→ SET TASK: In the records that follow, locate every line with "this" and extract it.

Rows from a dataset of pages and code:
↓↓↓
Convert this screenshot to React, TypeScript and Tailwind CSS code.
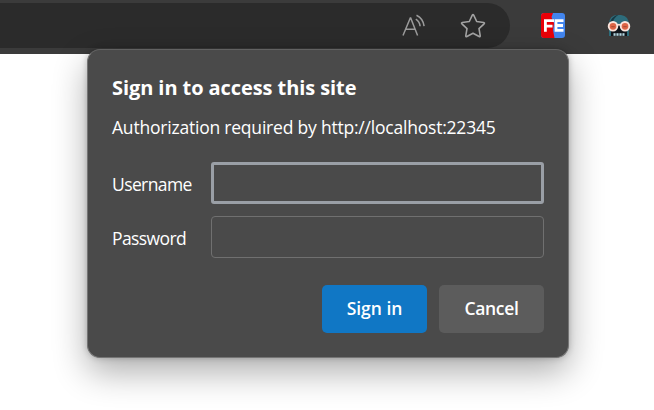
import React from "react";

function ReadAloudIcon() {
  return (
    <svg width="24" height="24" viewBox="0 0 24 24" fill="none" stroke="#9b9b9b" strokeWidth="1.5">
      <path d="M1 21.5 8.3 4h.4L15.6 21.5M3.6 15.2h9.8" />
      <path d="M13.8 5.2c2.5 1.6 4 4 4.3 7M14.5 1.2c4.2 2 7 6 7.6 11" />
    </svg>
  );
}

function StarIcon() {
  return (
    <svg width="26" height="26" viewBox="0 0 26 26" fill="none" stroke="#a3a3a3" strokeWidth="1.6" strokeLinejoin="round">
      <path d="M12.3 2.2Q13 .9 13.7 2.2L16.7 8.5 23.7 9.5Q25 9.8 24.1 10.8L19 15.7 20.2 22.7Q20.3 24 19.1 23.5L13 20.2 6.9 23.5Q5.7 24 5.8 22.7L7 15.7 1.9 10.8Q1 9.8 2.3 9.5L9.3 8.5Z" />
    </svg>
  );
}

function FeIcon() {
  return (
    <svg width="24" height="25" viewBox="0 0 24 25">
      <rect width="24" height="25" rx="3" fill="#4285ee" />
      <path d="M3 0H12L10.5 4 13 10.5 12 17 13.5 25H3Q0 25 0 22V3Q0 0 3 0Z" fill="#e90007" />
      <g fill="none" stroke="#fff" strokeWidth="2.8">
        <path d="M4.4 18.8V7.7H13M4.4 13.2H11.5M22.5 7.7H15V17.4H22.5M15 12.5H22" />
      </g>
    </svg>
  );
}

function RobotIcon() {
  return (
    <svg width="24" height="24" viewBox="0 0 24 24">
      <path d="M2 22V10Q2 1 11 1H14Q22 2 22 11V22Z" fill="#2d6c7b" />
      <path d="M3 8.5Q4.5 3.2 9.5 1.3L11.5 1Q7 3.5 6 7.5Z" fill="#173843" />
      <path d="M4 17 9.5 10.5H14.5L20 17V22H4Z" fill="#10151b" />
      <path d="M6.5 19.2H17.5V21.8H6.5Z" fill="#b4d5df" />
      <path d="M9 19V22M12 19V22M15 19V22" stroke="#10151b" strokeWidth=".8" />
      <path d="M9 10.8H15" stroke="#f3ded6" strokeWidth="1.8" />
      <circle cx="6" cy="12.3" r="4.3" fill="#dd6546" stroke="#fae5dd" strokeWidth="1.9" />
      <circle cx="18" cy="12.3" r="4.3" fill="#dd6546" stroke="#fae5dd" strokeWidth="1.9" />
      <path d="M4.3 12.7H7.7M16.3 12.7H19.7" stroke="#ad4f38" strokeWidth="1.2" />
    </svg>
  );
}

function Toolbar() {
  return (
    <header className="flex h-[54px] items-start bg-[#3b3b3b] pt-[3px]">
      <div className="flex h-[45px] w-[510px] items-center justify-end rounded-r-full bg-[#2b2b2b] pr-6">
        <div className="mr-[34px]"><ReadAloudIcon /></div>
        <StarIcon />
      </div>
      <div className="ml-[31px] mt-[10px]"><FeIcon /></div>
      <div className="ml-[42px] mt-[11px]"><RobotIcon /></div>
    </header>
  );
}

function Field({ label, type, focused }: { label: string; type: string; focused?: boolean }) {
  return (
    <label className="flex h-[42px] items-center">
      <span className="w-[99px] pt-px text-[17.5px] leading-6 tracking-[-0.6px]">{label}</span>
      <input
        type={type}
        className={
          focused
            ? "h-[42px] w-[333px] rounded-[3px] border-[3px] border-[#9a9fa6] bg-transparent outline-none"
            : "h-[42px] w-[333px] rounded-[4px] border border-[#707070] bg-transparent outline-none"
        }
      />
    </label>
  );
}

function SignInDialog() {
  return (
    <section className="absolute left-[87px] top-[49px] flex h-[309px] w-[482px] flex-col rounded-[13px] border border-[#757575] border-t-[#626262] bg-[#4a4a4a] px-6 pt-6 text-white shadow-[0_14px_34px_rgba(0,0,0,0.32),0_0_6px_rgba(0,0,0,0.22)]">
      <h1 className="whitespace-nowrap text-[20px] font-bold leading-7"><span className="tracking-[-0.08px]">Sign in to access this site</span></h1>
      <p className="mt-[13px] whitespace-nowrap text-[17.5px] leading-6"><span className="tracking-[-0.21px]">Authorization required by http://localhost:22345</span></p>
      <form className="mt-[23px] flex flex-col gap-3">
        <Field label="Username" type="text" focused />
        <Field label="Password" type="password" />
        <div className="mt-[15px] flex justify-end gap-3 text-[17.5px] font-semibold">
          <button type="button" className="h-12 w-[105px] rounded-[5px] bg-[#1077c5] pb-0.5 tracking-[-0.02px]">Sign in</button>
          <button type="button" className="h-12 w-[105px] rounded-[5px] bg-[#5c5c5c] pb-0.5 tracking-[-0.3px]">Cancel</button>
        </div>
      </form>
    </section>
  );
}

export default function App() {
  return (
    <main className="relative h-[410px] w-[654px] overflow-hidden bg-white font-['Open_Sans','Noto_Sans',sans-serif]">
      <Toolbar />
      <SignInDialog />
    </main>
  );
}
↑↑↑
↓↓↓
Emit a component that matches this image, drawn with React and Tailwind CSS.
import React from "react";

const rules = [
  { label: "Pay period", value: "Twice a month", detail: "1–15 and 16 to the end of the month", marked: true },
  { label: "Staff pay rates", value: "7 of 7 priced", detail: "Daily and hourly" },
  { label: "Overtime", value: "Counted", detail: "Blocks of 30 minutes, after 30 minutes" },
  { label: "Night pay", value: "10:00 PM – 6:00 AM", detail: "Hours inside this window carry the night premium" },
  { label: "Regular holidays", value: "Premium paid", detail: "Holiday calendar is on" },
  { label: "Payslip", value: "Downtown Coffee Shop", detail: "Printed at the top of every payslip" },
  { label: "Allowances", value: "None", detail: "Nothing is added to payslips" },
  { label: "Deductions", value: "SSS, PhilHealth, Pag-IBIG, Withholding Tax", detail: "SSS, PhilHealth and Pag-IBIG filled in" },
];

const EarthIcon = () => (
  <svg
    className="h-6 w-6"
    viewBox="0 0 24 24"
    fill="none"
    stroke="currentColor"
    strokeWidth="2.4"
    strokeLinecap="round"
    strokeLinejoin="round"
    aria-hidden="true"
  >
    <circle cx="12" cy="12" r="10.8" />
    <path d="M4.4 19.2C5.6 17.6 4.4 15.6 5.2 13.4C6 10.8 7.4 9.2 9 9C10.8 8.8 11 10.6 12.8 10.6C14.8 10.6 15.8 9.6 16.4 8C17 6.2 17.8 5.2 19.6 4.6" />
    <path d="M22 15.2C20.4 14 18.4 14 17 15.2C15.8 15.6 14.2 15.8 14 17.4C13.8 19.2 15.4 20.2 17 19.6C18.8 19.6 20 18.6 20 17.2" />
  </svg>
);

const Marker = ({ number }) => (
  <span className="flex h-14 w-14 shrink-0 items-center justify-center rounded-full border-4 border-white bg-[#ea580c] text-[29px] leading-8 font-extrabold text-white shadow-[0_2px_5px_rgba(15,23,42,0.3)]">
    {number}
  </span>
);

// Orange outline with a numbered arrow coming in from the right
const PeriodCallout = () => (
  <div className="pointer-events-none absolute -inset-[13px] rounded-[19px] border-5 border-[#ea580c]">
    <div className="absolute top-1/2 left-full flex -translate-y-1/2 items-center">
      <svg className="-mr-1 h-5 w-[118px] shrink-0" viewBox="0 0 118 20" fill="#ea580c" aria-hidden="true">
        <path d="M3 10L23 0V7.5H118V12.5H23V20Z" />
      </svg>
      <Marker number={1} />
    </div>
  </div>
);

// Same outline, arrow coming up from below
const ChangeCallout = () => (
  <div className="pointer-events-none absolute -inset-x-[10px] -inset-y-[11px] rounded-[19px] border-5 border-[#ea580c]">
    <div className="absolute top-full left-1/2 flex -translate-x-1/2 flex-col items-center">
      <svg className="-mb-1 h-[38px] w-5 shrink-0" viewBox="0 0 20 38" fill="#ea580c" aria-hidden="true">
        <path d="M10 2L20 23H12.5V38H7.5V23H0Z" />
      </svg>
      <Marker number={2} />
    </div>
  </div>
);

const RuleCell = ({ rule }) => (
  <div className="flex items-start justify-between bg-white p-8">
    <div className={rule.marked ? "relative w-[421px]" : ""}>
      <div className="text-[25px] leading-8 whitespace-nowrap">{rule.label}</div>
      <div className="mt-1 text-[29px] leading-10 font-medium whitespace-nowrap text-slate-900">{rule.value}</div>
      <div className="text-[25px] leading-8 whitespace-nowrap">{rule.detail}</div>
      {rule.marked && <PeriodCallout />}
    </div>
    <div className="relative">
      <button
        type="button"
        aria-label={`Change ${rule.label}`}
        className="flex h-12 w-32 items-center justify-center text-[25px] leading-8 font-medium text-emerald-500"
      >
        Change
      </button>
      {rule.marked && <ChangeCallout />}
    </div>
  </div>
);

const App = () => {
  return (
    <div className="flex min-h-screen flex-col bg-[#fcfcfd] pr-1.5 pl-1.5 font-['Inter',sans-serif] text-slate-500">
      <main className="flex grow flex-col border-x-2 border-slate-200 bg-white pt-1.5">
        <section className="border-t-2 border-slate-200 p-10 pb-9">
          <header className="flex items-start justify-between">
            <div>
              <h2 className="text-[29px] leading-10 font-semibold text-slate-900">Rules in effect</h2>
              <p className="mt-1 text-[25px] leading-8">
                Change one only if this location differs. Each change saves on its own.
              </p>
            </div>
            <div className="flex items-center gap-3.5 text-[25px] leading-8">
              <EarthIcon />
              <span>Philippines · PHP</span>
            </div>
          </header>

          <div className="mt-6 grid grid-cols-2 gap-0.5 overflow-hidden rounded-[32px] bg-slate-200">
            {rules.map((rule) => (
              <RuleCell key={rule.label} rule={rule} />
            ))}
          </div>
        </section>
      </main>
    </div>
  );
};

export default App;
↑↑↑
→ THE REPLY:
Convert this screenshot to React, TypeScript and Tailwind CSS code.
      <h1 className="whitespace-nowrap text-[20px] font-bold leading-7"><span className="tracking-[-0.08px]">Sign in to access this site</span></h1>
Emit a component that matches this image, drawn with React and Tailwind CSS.
  { label: "Night pay", value: "10:00 PM – 6:00 AM", detail: "Hours inside this window carry the night premium" },
                Change one only if this location differs. Each change saves on its own.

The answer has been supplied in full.